Often referred to as CBA, cost–benefit analysis lets a user determine the effects of multiple Goal Seek operations. Occasionally, a problem can have multiple solutions. In order to gauge which of the solutions would leave a business in the best position, considering losses, CBA is used.

For example, a shipping company could decide that they wished to reach a particular profit over the following financial quarter. In order to do this, they could raise the price of shipping but promise a particularly fast and reliable service, or they could lower the pricing of their services, thereby attracting more customers and achieving their goal. In the first situation they may lose money as a result of deterred customers, but in the second they could lose money by charging too little. Cost–benefit analysis makes the process of viewing all of the possible routes to a given goal – and the potential damage taking such routes could cause – easier.

When handling very large data sets, data mining can be used to generate vast amounts of metadata. By incorporating aspects of AI research and database management, programs can be built to analyse data by a number of measures. Perhaps one of the most complex, interestingness, looks at a piece of data and ranks it relative to other data entries based upon its relevance to modern events, inclusion of particular keywords, length and generated response, if public. The essential purpose of data mining is to extract pieces of information about the data set so that it can be summarised and better understood. It's important to note that the data itself is not of interest, but rather the conclusions that a computer can be taught and can learn to make from data.

There are sub-types of data mining, most commonly including cluster analysis, anomaly detection and association rule mining. These different processes can be used dependent on what the user or client desires to know.

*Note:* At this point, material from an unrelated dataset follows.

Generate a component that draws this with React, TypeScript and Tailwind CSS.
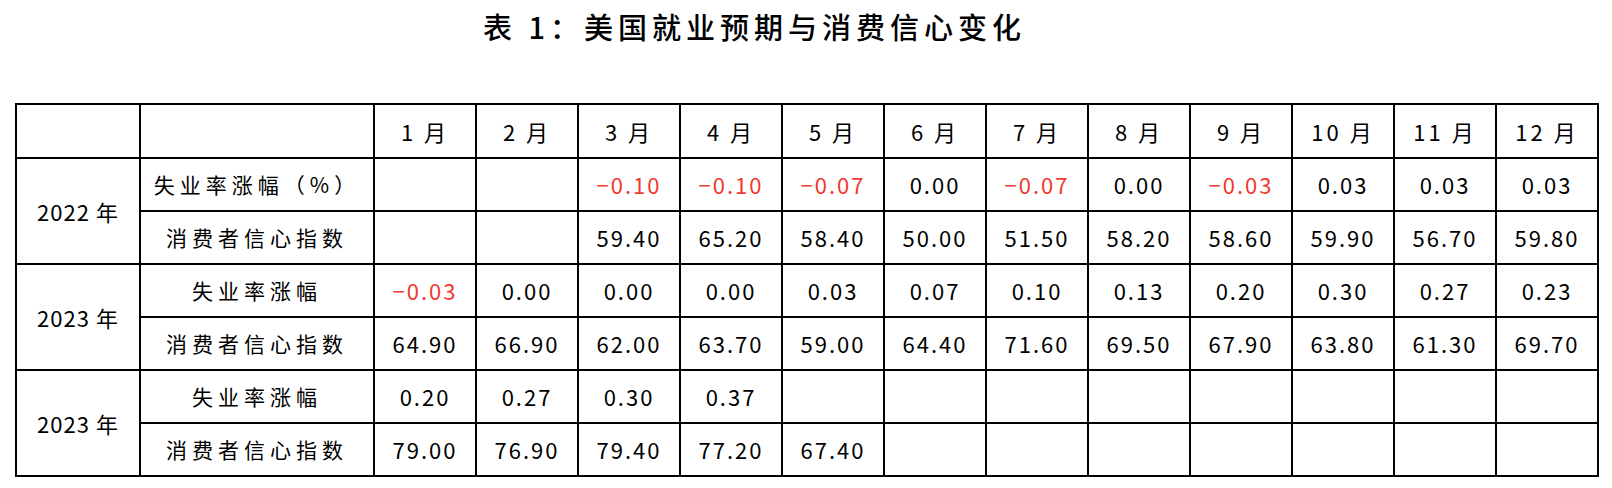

It's common in spreadsheet modelling to wish to expand a data set so that predictions can be made. For this purpose, trends and forecasting functionality has been built into Excel. To take an example, the `TREND()`

function can be used to continue a set of data linearly, by being given a set of known *x* and *y* values, and a set of known *x* values that have no corresponding *y* value. This means that given the average profit of a company each month of the year over a two year period, trends could be used to predict the outcome of a third year. This is very valuable in business, and more advanced forecasting and trending software is available as a result.

There are many different ways in which Excel can be used to interpret a set of data. Although the most obvious way may be the easy generation of charts and graphs to represent findings, there are many other methods in Excel.

Excel's primary purpose is arguably to allow the collation (or bringing together) of information from different sources. The layout of spreadsheets makes this process easy, and enables users to process data efficiently.

Processing by way of functions and formulae is perhaps the most common use of data interpretation. By processing data and generating further values, more informed conclusions can be drawn about the information.